Example of weak messaging – On the pricing page, the value proposition is “Get started for free, upgrade as you grow.” That’s generic. A better variant: “Start with 10 million events/month – you only pay when you need behavioral cohorts at scale.”

3. Conversion Score: 65/100

CTA Effectiveness – The homepage has three primary CTAs: “Get Started Free”, “Book a Demo”, and “Watch Demo”. This gives visitors too many options, increasing the chance of abandonment. The “Get Started Free” button leads to a signup form that asks for company size, role, and use case before showing any product value – a high-friction entry.

Funnel Analysis – The demo request flow is a multi-step form:

  1. Name, email, company, phone, job level, team size, use case, and a “where did you hear about us” dropdown.
  2. Then a calendar picker for a 30-min slot.

This is excessive for a first touch. For example, Heap’s demo form requires only email and company name before showing a calendar. Amplitude loses visitors at step 1.

UX Weaknesses – The navigation has 7 top-level items (Product, Solutions, Pricing, Resources, Customers, Enterprise, Log In). That’s standard, but the “Solutions” dropdown expands to 12 sub-items, causing choice overload. The site load speed is good (sub-2s), but the mobile menu hides key CTAs behind a hamburger.

Conversion metrics (estimated) – Assuming 200k monthly visitors, with a 2% homepage-to-demo-request rate (industry average ~3–5% for B2B SaaS), the friction reduces this to ~1.5%. That’s 1,000 lost demo requests per month (12,000/year) as a result of form length and unclear CTAs.

4. Trust Score: 68/100

Testimonials – The homepage includes a single rotating testimonial from a customer (e.g., “Amplitude helped us increase retention by 30%”). It’s not attributed to a named person or company, which reduces credibility. The “Customers” page has detailed case studies (e.g., Peloton, Atlassian), but they are not promoted on key conversion pages.

Social Proof – Third-party review badges (G2, Capterra) are absent from the homepage and pricing page. Amplitude is a G2 leader in product analytics, but this badge is only visible on the “Enterprise” page. G2’s “Best Product Analytics Software” badge would add immediate trust.

Case Studies – The case studies are detailed and include metrics (e.g., “30% increase in retention for Peloton”). However, they are buried under a “Resources” tab. Placing one or two prominent case study summaries on the demo request form (with logos) would increase completion rates.

Missing Elements – No “Why Amplitude” page with a comparison table vs Mixpanel, Heap, or GA4. No “Security & Compliance” trust seals (SOC 2, GDPR) on the signup page – these are critical for enterprise buyers.

5. Revenue Leakage Analysis (Relative Terms)

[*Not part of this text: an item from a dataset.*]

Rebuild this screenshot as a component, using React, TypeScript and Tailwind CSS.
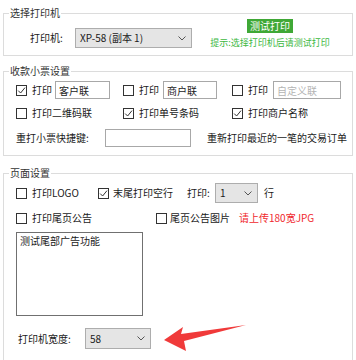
import React from "react";

function Check({ checked }: { checked?: boolean }) {
  return (
    <span className="w-[11px] h-[11px] border border-[#333] bg-white flex items-center justify-center shrink-0">
      {checked && (
        <svg width="9" height="9" viewBox="0 0 9 9">
          <path d="M1.2 4.6 L3.6 7 L8 1.6" stroke="#333" strokeWidth="1" fill="none" />
        </svg>
      )}
    </span>
  );
}

function Chevron() {
  return (
    <svg width="8" height="5" viewBox="0 0 8 5" className="shrink-0">
      <path d="M0.5 0.5 L4 4 L7.5 0.5" stroke="#555" strokeWidth="1" fill="none" />
    </svg>
  );
}

export default function App() {
  return (
    <div className="relative w-[356px] h-[360px] overflow-hidden bg-white text-[10px] text-[#1a1a1a] font-['Noto_Sans_CJK_SC','Noto_Sans',sans-serif] pt-[6px]">
      {/* Group 1 */}
      <fieldset className="ml-[3px] w-[350px] border border-[#dcdcdc]">
        <legend className="ml-[5px] px-[1px] leading-[14px] text-[#333]">选择打印机</legend>
        <div className="flex -mt-[1px] pl-[26px] pb-[6px]">
          <div className="flex items-center mt-[9px] h-[20px]">
            <span className="w-[45px] leading-[14px]">打印机:</span>
            <div className="w-[117px] h-[20px] flex items-center justify-between border border-[#adadad] bg-[#e5e5e5] pl-[4px] pr-[5px]">
              <span className="leading-[14px]">XP-58 (副本 1)</span>
              <Chevron />
            </div>
          </div>
          <div className="ml-[13px] w-[130px] flex flex-col items-center">
            <span className="bg-[#3fa836] text-white px-[3px] h-[14px] leading-[14px]">测试打印</span>
            <span className="mt-[4px] text-[9px] leading-[12px] text-[#3db83f]">提示:选择打印机后请测试打印</span>
          </div>
        </div>
      </fieldset>

      {/* Group 2 */}
      <fieldset className="ml-[3px] mt-[8px] w-[350px] border border-[#dcdcdc]">
        <legend className="ml-[5px] px-[1px] leading-[14px] text-[#333]">收款小票设置</legend>
        <div className="pl-[12px] pb-[8px]">
          <div className="grid grid-cols-[107px_109px_1fr] mt-[3px] h-[18px] items-center">
            <div className="flex items-center">
              <Check checked />
              <span className="ml-[5px] leading-[14px]">打印</span>
              <div className="ml-[3px] w-[55px] h-[18px] border border-[#a8a8a8] px-[3px] flex items-center">客户联</div>
            </div>
            <div className="flex items-center">
              <Check />
              <span className="ml-[5px] leading-[14px]">打印</span>
              <div className="ml-[4px] w-[54px] h-[18px] border border-[#a8a8a8] px-[3px] flex items-center">商户联</div>
            </div>
            <div className="flex items-center">
              <Check />
              <span className="ml-[5px] leading-[14px]">打印</span>
              <div className="ml-[5px] w-[68px] h-[18px] border border-[#a8a8a8] px-[3px] flex items-center text-[#b4b4b4]">自定义联</div>
            </div>
          </div>
          <div className="grid grid-cols-[107px_109px_1fr] mt-[6px] h-[16px] items-center">
            <div className="flex items-center">
              <Check />
              <span className="ml-[5px] leading-[14px]">打印二维码联</span>
            </div>
            <div className="flex items-center">
              <Check checked />
              <span className="ml-[5px] leading-[14px]">打印单号条码</span>
            </div>
            <div className="flex items-center">
              <Check checked />
              <span className="ml-[5px] leading-[14px]">打印商户名称</span>
            </div>
          </div>
          <div className="flex items-center mt-[8px] h-[18px]">
            <span className="w-[89px] leading-[14px]">重打小票快捷键:</span>
            <div className="w-[86px] h-[18px] border border-[#a8a8a8]" />
            <span className="ml-[16px] leading-[14px]">重新打印最近的一笔的交易订单</span>
          </div>
        </div>
      </fieldset>

      {/* Group 3 */}
      <fieldset className="ml-[3px] mt-[10px] w-[350px] border border-[#dcdcdc]">
        <legend className="ml-[5px] px-[1px] leading-[14px] text-[#333]">页面设置</legend>
        <div className="pl-[12px] pb-[20px]">
          <div className="flex items-center mt-[3px] h-[20px]">
            <div className="w-[82px] flex items-center">
              <Check />
              <span className="ml-[5px] leading-[14px]">打印LOGO</span>
            </div>
            <div className="w-[89px] flex items-center">
              <Check checked />
              <span className="ml-[4px] leading-[14px]">末尾打印空行</span>
            </div>
            <span className="w-[28px] leading-[14px]">打印:</span>
            <div className="w-[43px] h-[20px] flex items-center justify-between border border-[#adadad] bg-[#e5e5e5] pl-[4px] pr-[5px]">
              <span className="leading-[14px]">1</span>
              <Chevron />
            </div>
            <span className="ml-[6px] leading-[14px]">行</span>
          </div>
          <div className="flex items-center mt-[7px] h-[16px]">
            <div className="w-[140px] flex items-center">
              <Check />
              <span className="ml-[5px] leading-[14px]">打印尾页公告</span>
            </div>
            <Check />
            <span className="ml-[3px] leading-[14px]">尾页公告图片</span>
            <span className="ml-[9px] leading-[14px] text-[#f0282d]">请上传180宽JPG</span>
          </div>
          <div className="mt-[6px] w-[127px] h-[84px] border border-[#707070] px-[3px] pt-[1px] leading-[14px]">
            测试尾部广告功能
          </div>
          <div className="flex items-center mt-[12px] h-[21px] pl-[2px]">
            <span className="w-[67px] leading-[14px]">打印机宽度:</span>
            <div className="w-[66px] h-[21px] flex items-center justify-between border border-[#adadad] bg-[#e5e5e5] pl-[4px] pr-[5px]">
              <span className="leading-[14px]">58</span>
              <Chevron />
            </div>
          </div>
        </div>
      </fieldset>

      {/* Red arrow annotation */}
      <svg className="absolute left-0 top-0 pointer-events-none" width="356" height="360" viewBox="0 0 356 360">
        <path d="M164 340 L183 327 L181 334 L246 325 L184 341 L186 351 Z" fill="#f03a3a" />
      </svg>
    </div>
  );
}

We estimate Amplitude loses 25–35% of its potential high-intent leads annually due to the three issues above. In relative terms, this translates to:

  • 5,000–8,000 lost demo requests per year (from a 200k monthly visitor base).
  • ~15–20% lower free trial-to-paid conversion because the signup form collects too much data before demonstrating value, leading to higher abandonment.
  • ~10% fewer enterprise deals due to missing trust signals (case studies, comparison) on the demo request flow.

These leaks are conservative. If Amplitude’s average deal size is $50k, the revenue impact is hundreds of millions in annual pipeline – but the exact dollar figure depends on conversion rates Amplitude does not publicly share.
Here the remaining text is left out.